But here’s a catch: most of her books are in Russian.
Some of them are by openly xenophobic Ukrainophobes or full of anti-Ukrainian lies. It is not that my grandmother shares the same worldview. Back in her days, it would not be impossible to build up your home library with just Ukrainian books - they were rare, the empire made them hard to come by, and most were too dangerous to own, anyway.
You have an extensive home library and no books written by representatives of ‘Great Russian Culture?!’ You must be a hateful Ukrainian Nazi or simply mad! How dare you to reject the spoils of such a more advanced civilization and culture? Back in the day, that kind of shit could easily lead to you being ostracized or imprisoned. And it is still the reality for Russian-occupied Ukrainian communities.
Even if my grandma did partially share those ‘Russian supremacy’ views, then what?
Living under regular Russian bombardment for almost two years made her fundamentally change the way she looks at the past and the present. The hypnotic gaze of the empire crumbled for good. The first book she gifted me after the full-scale invasion started in 2022 was ‘Kobzar’ by Ukrainian anti-colonial troubadour Taras Shevchenko. She said she had no idea it was the most prized jewel in her book collection. Until the genocide started. And if she does not survive the year ahead (she did), she wants this book to be her last gift to me.
But what do I do with all these Russian-language books standing on my bookshelves, lovingly signed by my grandmother? A manifestation of our sacred family tradition, cemented by love and my eternal gratitude to the person who ensured I make enough impact in this life despite all the odds stacked against me.
Do I tuck them away?
Do I box them?
Do I throw them out?
Should I feel nothing but disgust that I even own Russian-language books while Russia burns en-masse Ukrainian books and uses the protection of the Russian language as an excuse to genocide my people?
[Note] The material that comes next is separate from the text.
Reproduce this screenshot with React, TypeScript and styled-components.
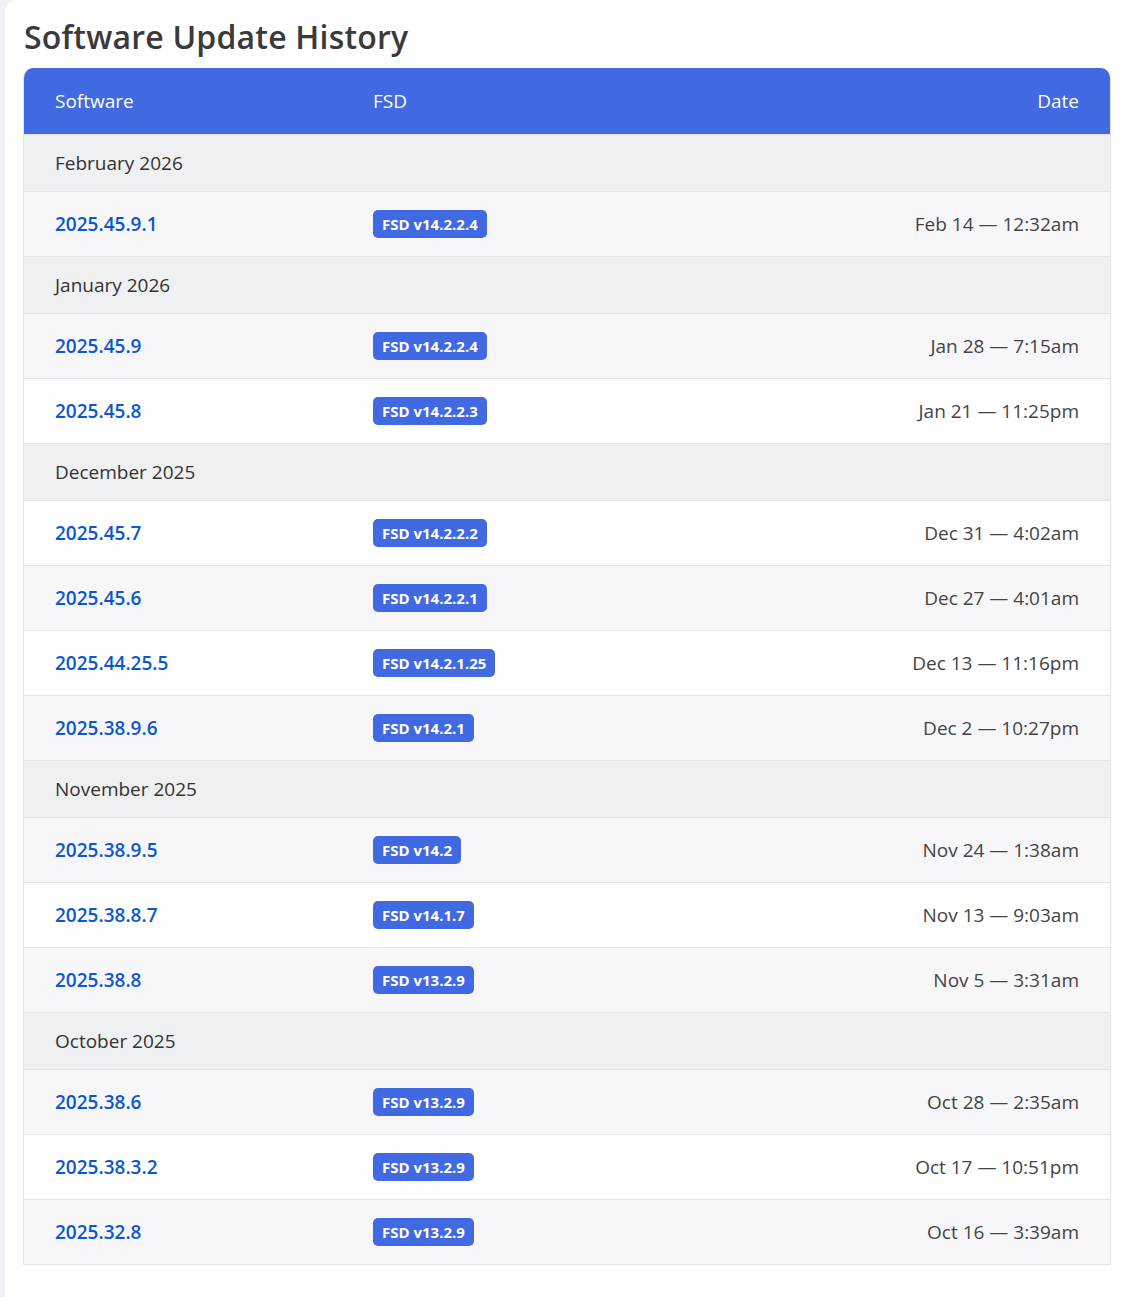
import React from "react";
import styled, { createGlobalStyle } from "styled-components";

const Global = createGlobalStyle`
  body { margin: 0; background: #eef0f3; font-family: "Open Sans", "Liberation Sans", sans-serif; }
`;

const Card = styled.div`
  margin-left: 5px;
  background: #fff;
  border-radius: 12px 0 0 0;
  padding: 14px 13px 44px 18px;
  min-height: 1297px;
  box-sizing: border-box;
`;
const Title = styled.h1`
  margin: 0 0 8px 1px;
  font-size: 32px;
  font-weight: 600;
  color: #3a3a3a;
  letter-spacing: 0.2px;
  line-height: 46px;
`;
const Table = styled.div`
  border-radius: 10px 10px 0 0;
  overflow: hidden;
  border: 1px solid #e2e4e8;
  border-top: none;
`;
const Head = styled.div`
  display: grid;
  grid-template-columns: 318px 1fr auto;
  align-items: center;
  height: 66px;
  padding: 0 31px 0 31px;
  background: #4169e1;
  color: #fff;
  font-size: 19px;
  font-weight: 500;
`;
const Month = styled.div`
  height: 56px;
  display: flex;
  align-items: center;
  padding-left: 31px;
  background: #eef0f2;
  border-top: 1px solid #e2e4e8;
  color: #333;
  font-size: 19px;
`;
const Row = styled.div<{ $alt: boolean }>`
  display: grid;
  grid-template-columns: 318px 1fr auto;
  align-items: center;
  height: 64px;
  padding: 0 31px;
  background: ${(p) => (p.$alt ? "#f7f7f9" : "#fff")};
  border-top: 1px solid #e2e4e8;
`;
const Ver = styled.span`
  color: #0b57d0;
  font-size: 19px;
  font-weight: 600;
`;
const Badge = styled.span`
  justify-self: start;
  background: #4169e1;
  color: #fff;
  font-size: 15px;
  font-weight: 700;
  padding: 4px 9px;
  border-radius: 5px;
`;
const DateTxt = styled.span`
  color: #444;
  font-size: 19px;
`;

const data: [string, [string, string, string][]][] = [
  ["February 2026", [["2025.45.9.1", "v14.2.2.4", "Feb 14 — 12:32am"]]],
  ["January 2026", [["2025.45.9", "v14.2.2.4", "Jan 28 — 7:15am"], ["2025.45.8", "v14.2.2.3", "Jan 21 — 11:25pm"]]],
  ["December 2025", [
    ["2025.45.7", "v14.2.2.2", "Dec 31 — 4:02am"],
    ["2025.45.6", "v14.2.2.1", "Dec 27 — 4:01am"],
    ["2025.44.25.5", "v14.2.1.25", "Dec 13 — 11:16pm"],
    ["2025.38.9.6", "v14.2.1", "Dec 2 — 10:27pm"],
  ]],
  ["November 2025", [
    ["2025.38.9.5", "v14.2", "Nov 24 — 1:38am"],
    ["2025.38.8.7", "v14.1.7", "Nov 13 — 9:03am"],
    ["2025.38.8", "v13.2.9", "Nov 5 — 3:31am"],
  ]],
  ["October 2025", [
    ["2025.38.6", "v13.2.9", "Oct 28 — 2:35am"],
    ["2025.38.3.2", "v13.2.9", "Oct 17 — 10:51pm"],
    ["2025.32.8", "v13.2.9", "Oct 16 — 3:39am"],
  ]],
];

export default function App() {
  let idx = 0;
  return (
    <>
      <Global />
      <Card>
        <Title>Software Update History</Title>
        <Table>
          <Head>
            <span>Software</span>
            <span>FSD</span>
            <span>Date</span>
          </Head>
          {data.map(([m, rows]) => {
            idx++;
            return (
              <React.Fragment key={m}>
                <Month>{m}</Month>
                {rows.map((r) => {
                  const alt = idx % 2 === 1;
                  idx++;
                  return (
                    <Row key={r[0]} $alt={alt}>
                      <Ver>{r[0]}</Ver>
                      <Badge>FSD {r[1]}</Badge>
                      <DateTxt>{r[2]}</DateTxt>
                    </Row>
                  );
                })}
              </React.Fragment>
            );
          })}
        </Table>
      </Card>
    </>
  );
}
One of those books, gifted by my grandmother, is by Kyiv-born Russian writer Mikhail Bulgakov. Lots of my first reading happened on those pages. Bulgakov also authored one of the most heinous and xenophobic storytelling targetting Ukrainians.
Coming from a family of Russian settler colonists brought to Ukraine to spread Russian ‘civilization supremacy,’ Bulgakov was deeply threatened and scared to witness the Ukrainian political and cultural renaissance of the early 20th century. It first propelled Ukraine out of the enslavement by the Russian colonial empire towards the first independent republic of 1917. Even after the latter fell to the Russian invasion, Moscow had to accommodate and recruit the Ukrainian intellectual elites. To help Russia make the next, red era of the empire ideologically and culturally appealing. That wasn’t the first or the last time Russia would do so. For example, Russians stole from Ukrainians the Kyivan Rus legacy to excuse the messianic ambitions of the newly-founded Russian empire in the 17th century. And then would regularly appropriate the most brilliant Ukrainian names, from Hryhorii Skovoroda to Kazymyr Malevych, to fill its void of civilizational stickiness and lastingness.
For the Bulgakovs of the 1920s, it meant Ukrainian indigenous talent and cultural vibrancy taking the central stage.
They hated it.
They lashed out.
"These grievances were connected with the trauma of the entire imperial culture. In particular, Russia, unlike the Western colonial powers, annexed some civilizationally more advanced territories than the metropole. Kyiv had an incomparably older historical tradition than Moscow. Russians had to invite Ukrainian scientists from the Mohyla Academy to set up the first Russian universities; they stole ancient relics from Ukraine to fill out Moscow and St. Petersburg museums to confirm the succession of power. Russians invented sophisticated theories about how closely connected Kyivan Rus and Muscovite Rus are. And now, to the great surprise and horror of the creators of great myths, everything began to fall apart." This is how Dr. Vira Ageyeva, a prominent Ukrainian literary critic and trailblazing feminist author, explains Bulgakov in her brilliant must-read ‘Behind the Scenes of the Empire’ (rumored to be available in English sometime soon, too.)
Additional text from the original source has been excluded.